# GIVEN INSTRUCTION
Out of the lines below, please list those that hold the string "styles".

-- begin DATA EXCERPT --

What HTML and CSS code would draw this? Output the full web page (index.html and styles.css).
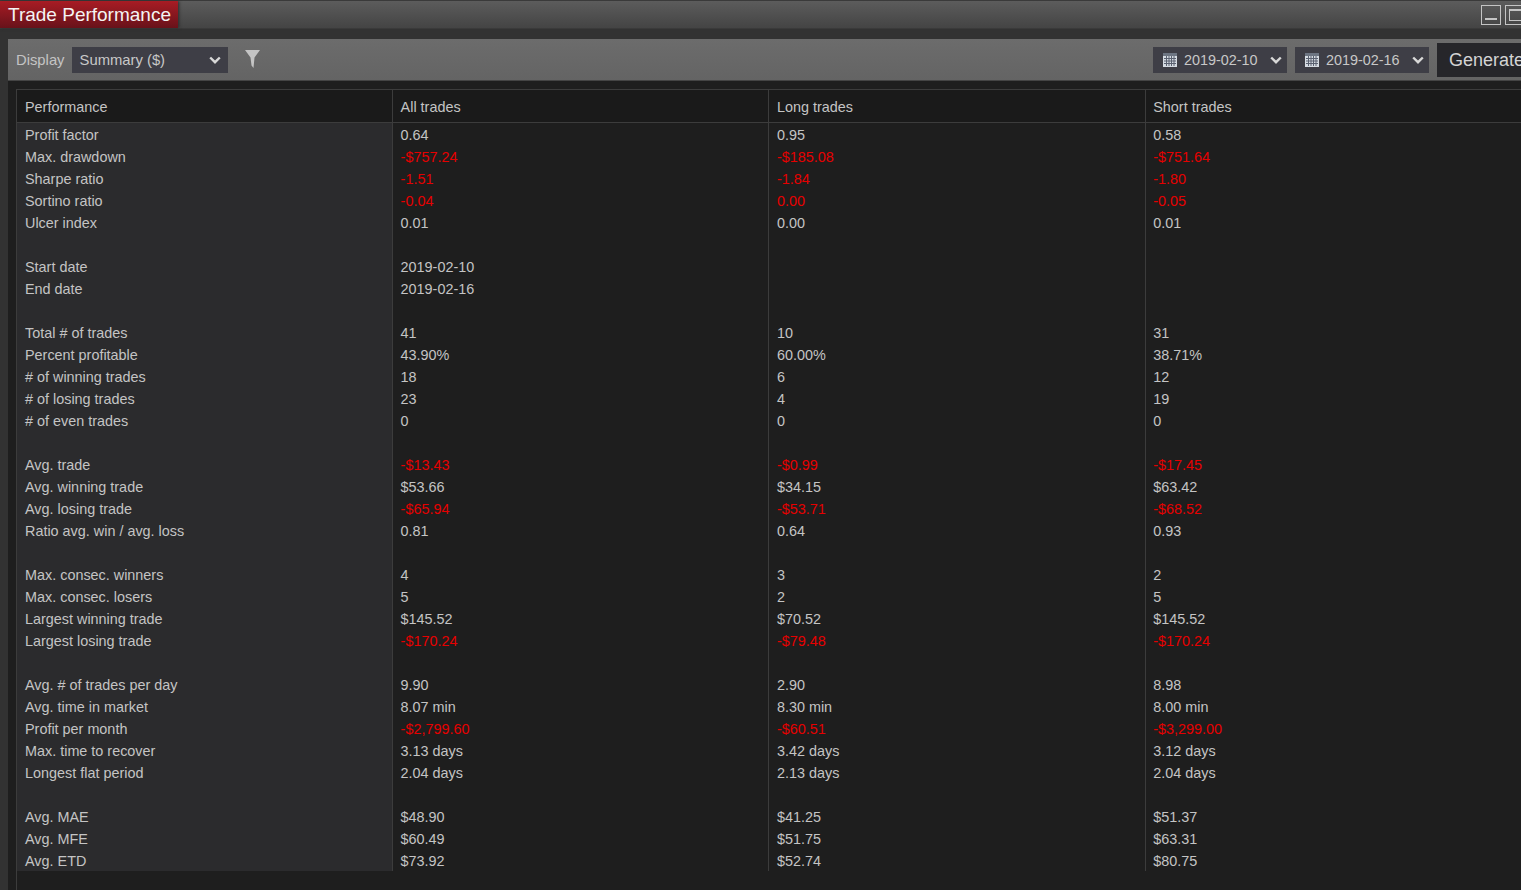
FILE: index.html
```html
<!DOCTYPE html>
<html lang="en">
<head>
  <meta charset="UTF-8" />
  <title>Trade Performance</title>
  <link rel="stylesheet" href="styles.css">
</head>
<body>
  <!-- Title bar -->
  <div class="titlebar">
    <div class="title">Trade Performance</div>
    <div class="win-buttons">
      <span class="win-btn"><i class="win-min"></i></span>
      <span class="win-btn"><i class="win-max"></i></span>
    </div>
  </div>

  <div class="panel">
    <!-- Toolbar -->
    <div class="toolbar">
      <span class="toolbar-label">Display</span>
      <div class="select select-display">
        <span class="select-text">Summary ($)</span>
        <svg class="chevron" viewBox="0 0 12 8"><path d="M1.2 1.500L6 6.200l4.800-4.700" /></svg>
      </div>
      <svg class="filter" viewBox="0 0 15 18"><path d="M0 0h15L9.500 7.500 8.500 18 6.500 15.500 5.500 7.500z" /></svg>
      <div class="spacer"></div>
      <div class="select select-date">
        <svg class="cal" viewBox="0 0 14 14">
          <rect width="14" height="14" fill="#d5dbe2" />
          <rect width="14" height="3" fill="#6d7582" />
          <path d="M1 5.500h12M1 8h12M1 10.500h12M3.500 3v10M6 3v10M8.500 3v10M11 3v10" stroke="#5a6170" stroke-width="1" />
        </svg>
        <span class="select-text">2019-02-10</span>
        <svg class="chevron" viewBox="0 0 12 8"><path d="M1.2 1.500L6 6.200l4.800-4.700" /></svg>
      </div>
      <div class="select select-date">
        <svg class="cal" viewBox="0 0 14 14">
          <rect width="14" height="14" fill="#d5dbe2" />
          <rect width="14" height="3" fill="#6d7582" />
          <path d="M1 5.500h12M1 8h12M1 10.500h12M3.500 3v10M6 3v10M8.500 3v10M11 3v10" stroke="#5a6170" stroke-width="1" />
        </svg>
        <span class="select-text">2019-02-16</span>
        <svg class="chevron" viewBox="0 0 12 8"><path d="M1.2 1.500L6 6.200l4.800-4.700" /></svg>
      </div>
      <div class="generate">Generate</div>
    </div>

    <!-- Performance table -->
    <div class="table-wrap">
    <table class="perf">
      <thead>
        <tr><th>Performance</th><th>All trades</th><th>Long trades</th><th>Short trades</th></tr>
      </thead>
      <tbody>
        <tr class="first"><td>Profit factor</td><td>0.64</td><td>0.95</td><td>0.58</td></tr>
        <tr><td>Max. drawdown</td><td class="neg">-$757.24</td><td class="neg">-$185.08</td><td class="neg">-$751.64</td></tr>
        <tr><td>Sharpe ratio</td><td class="neg">-1.51</td><td class="neg">-1.84</td><td class="neg">-1.80</td></tr>
        <tr><td>Sortino ratio</td><td class="neg">-0.04</td><td class="neg">0.00</td><td class="neg">-0.05</td></tr>
        <tr><td>Ulcer index</td><td>0.01</td><td>0.00</td><td>0.01</td></tr>
        <tr><td></td><td></td><td></td><td></td></tr>
        <tr><td>Start date</td><td>2019-02-10</td><td></td><td></td></tr>
        <tr><td>End date</td><td>2019-02-16</td><td></td><td></td></tr>
        <tr><td></td><td></td><td></td><td></td></tr>
        <tr><td>Total # of trades</td><td>41</td><td>10</td><td>31</td></tr>
        <tr><td>Percent profitable</td><td>43.90%</td><td>60.00%</td><td>38.71%</td></tr>
        <tr><td># of winning trades</td><td>18</td><td>6</td><td>12</td></tr>
        <tr><td># of losing trades</td><td>23</td><td>4</td><td>19</td></tr>
        <tr><td># of even trades</td><td>0</td><td>0</td><td>0</td></tr>
        <tr><td></td><td></td><td></td><td></td></tr>
        <tr><td>Avg. trade</td><td class="neg">-$13.43</td><td class="neg">-$0.99</td><td class="neg">-$17.45</td></tr>
        <tr><td>Avg. winning trade</td><td>$53.66</td><td>$34.15</td><td>$63.42</td></tr>
        <tr><td>Avg. losing trade</td><td class="neg">-$65.94</td><td class="neg">-$53.71</td><td class="neg">-$68.52</td></tr>
        <tr><td>Ratio avg. win / avg. loss</td><td>0.81</td><td>0.64</td><td>0.93</td></tr>
        <tr><td></td><td></td><td></td><td></td></tr>
        <tr><td>Max. consec. winners</td><td>4</td><td>3</td><td>2</td></tr>
        <tr><td>Max. consec. losers</td><td>5</td><td>2</td><td>5</td></tr>
        <tr><td>Largest winning trade</td><td>$145.52</td><td>$70.52</td><td>$145.52</td></tr>
        <tr><td>Largest losing trade</td><td class="neg">-$170.24</td><td class="neg">-$79.48</td><td class="neg">-$170.24</td></tr>
        <tr><td></td><td></td><td></td><td></td></tr>
        <tr><td>Avg. # of trades per day</td><td>9.90</td><td>2.90</td><td>8.98</td></tr>
        <tr><td>Avg. time in market</td><td>8.07 min</td><td>8.30 min</td><td>8.00 min</td></tr>
        <tr><td>Profit per month</td><td class="neg">-$2,799.60</td><td class="neg">-$60.51</td><td class="neg">-$3,299.00</td></tr>
        <tr><td>Max. time to recover</td><td>3.13 days</td><td>3.42 days</td><td>3.12 days</td></tr>
        <tr><td>Longest flat period</td><td>2.04 days</td><td>2.13 days</td><td>2.04 days</td></tr>
        <tr><td></td><td></td><td></td><td></td></tr>
        <tr><td>Avg. MAE</td><td>$48.90</td><td>$41.25</td><td>$51.37</td></tr>
        <tr><td>Avg. MFE</td><td>$60.49</td><td>$51.75</td><td>$63.31</td></tr>
        <tr class="last"><td>Avg. ETD</td><td>$73.92</td><td>$52.74</td><td>$80.75</td></tr>
      </tbody>
    </table>
    </div>
  </div>
</body>
</html>
```

FILE: styles.css
```css
html, body {
  height: 100%;
  overflow: hidden;
}
body {
  margin: 0;
  background: #323232;
  color: #c4c4c4;
  font-family: "Liberation Sans", Arial, sans-serif;
  font-size: 14.4px;
  width: 1521px;
  height: 890px;
}

/* Title bar */
.titlebar {
  height: 29px;
  box-sizing: border-box;
  border-top: 1px solid #3a3a3a;
  border-bottom: 1px solid #3a3a3a;
  background: linear-gradient(#5c5c5c, #444444);
  display: flex;
  justify-content: space-between;
}
.title {
  flex: none;
  width: 178px;
  height: 27px;
  box-sizing: border-box;
  padding-left: 8px;
  background: linear-gradient(#a81c24, #68121a);
  color: #f4f4f4;
  font-size: 19px;
  line-height: 27px;
  white-space: nowrap;
  box-shadow: 1px 0 3px #2a2a2a;
}
.win-buttons {
  flex: none;
  display: flex;
  gap: 4px;
  padding-top: 4px;
  width: 40px;
  overflow: hidden;
}
.win-btn {
  flex: none;
  width: 20px;
  height: 20px;
  border: 1px solid #c4c4c4;
  box-sizing: border-box;
  display: block;
}
.win-min {
  display: block;
  width: 12px;
  height: 2px;
  margin: 12px 0 0 3px;
  background: #c4c4c4;
}
.win-max {
  display: block;
  width: 14px;
  height: 12px;
  margin: 3px 0 0 3px;
  border: 1px solid #c4c4c4;
  border-top-width: 2px;
  box-sizing: border-box;
}

/* Panel */
.panel {
  margin: 10px 0 0 8px;
  height: 851px;
  background: #1e1e1e;
  display: flex;
  flex-direction: column;
}
.toolbar {
  flex: none;
  height: 42px;
  box-sizing: border-box;
  border-bottom: 1px solid #444;
  background: linear-gradient(#6c6c6c, #646464);
  display: flex;
  align-items: center;
  padding-left: 8px;
}
.toolbar-label {
  color: #c4c4c4;
  font-size: 14.8px;
  margin-right: 7px;
}
.select {
  flex: none;
  height: 26px;
  background: #3e3e46;
  color: #c8c8c8;
  display: flex;
  align-items: center;
  box-sizing: border-box;
  white-space: nowrap;
}
.select-text {
  padding-top: 1px;
}
.select-display {
  width: 156px;
  padding: 0 7px 0 8px;
  justify-content: space-between;
  font-size: 14.8px;
}
.select-date {
  width: 134px;
  padding-left: 10px;
  margin-right: 8px;
}
.cal {
  flex: none;
  width: 14px;
  height: 14px;
  margin-right: 7px;
}
.select-date .chevron {
  margin-left: 12px;
}
.chevron {
  flex: none;
  width: 12px;
  height: 8px;
  fill: none;
  stroke: #d8d8d8;
  stroke-width: 2.4;
}
.filter {
  flex: none;
  width: 15px;
  height: 18px;
  margin: -2px 0 0 17px;
  fill: #c4c4c4;
}
.spacer {
  flex: 1;
}
.generate {
  flex: none;
  width: 84px;
  height: 34px;
  padding-left: 12px;
  box-sizing: border-box;
  background: #26262a;
  color: #d4d4d4;
  font-size: 18px;
  line-height: 34px;
  overflow: hidden;
  white-space: nowrap;
}

/* Table */
.table-wrap {
  flex: 1;
  margin: 8px 0 0 8px;
  border-left: 1px solid #3c3c3c;
}
.perf {
  width: 1504px;
  table-layout: fixed;
  border-collapse: separate;
  border-spacing: 0;
}
.perf th, .perf td {
  padding: 0 0 0 7.6px;
  text-align: left;
  font-weight: normal;
  border-left: 1px solid #3c3c3c;
  white-space: nowrap;
  box-sizing: border-box;
}
.perf th:first-child, .perf td:first-child {
  border-left: none;
  padding-left: 8px;
  width: 375px;
}
.perf th {
  height: 34px;
  padding-top: 2px;
  background: #1a1a1a;
  border-top: 1px solid #3c3c3c;
  border-bottom: 1px solid #3c3c3c;
}
.perf td {
  height: 22px;
  line-height: 20px;
  padding-top: 1px;
  padding-bottom: 1px;
}
.perf td:first-child {
  background: #2b2b2d;
}
.perf .first td {
  height: 23px;
  padding-top: 2px;
  padding-bottom: 1px;
}
.perf .last td {
  height: 21px;
  padding-bottom: 0;
}
.neg {
  color: #e60000;
}
```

-- end DATA EXCERPT --

# EXERCISE RESPONSE
What HTML and CSS code would draw this? Output the full web page (index.html and styles.css).
  <link rel="stylesheet" href="styles.css">
FILE: styles.css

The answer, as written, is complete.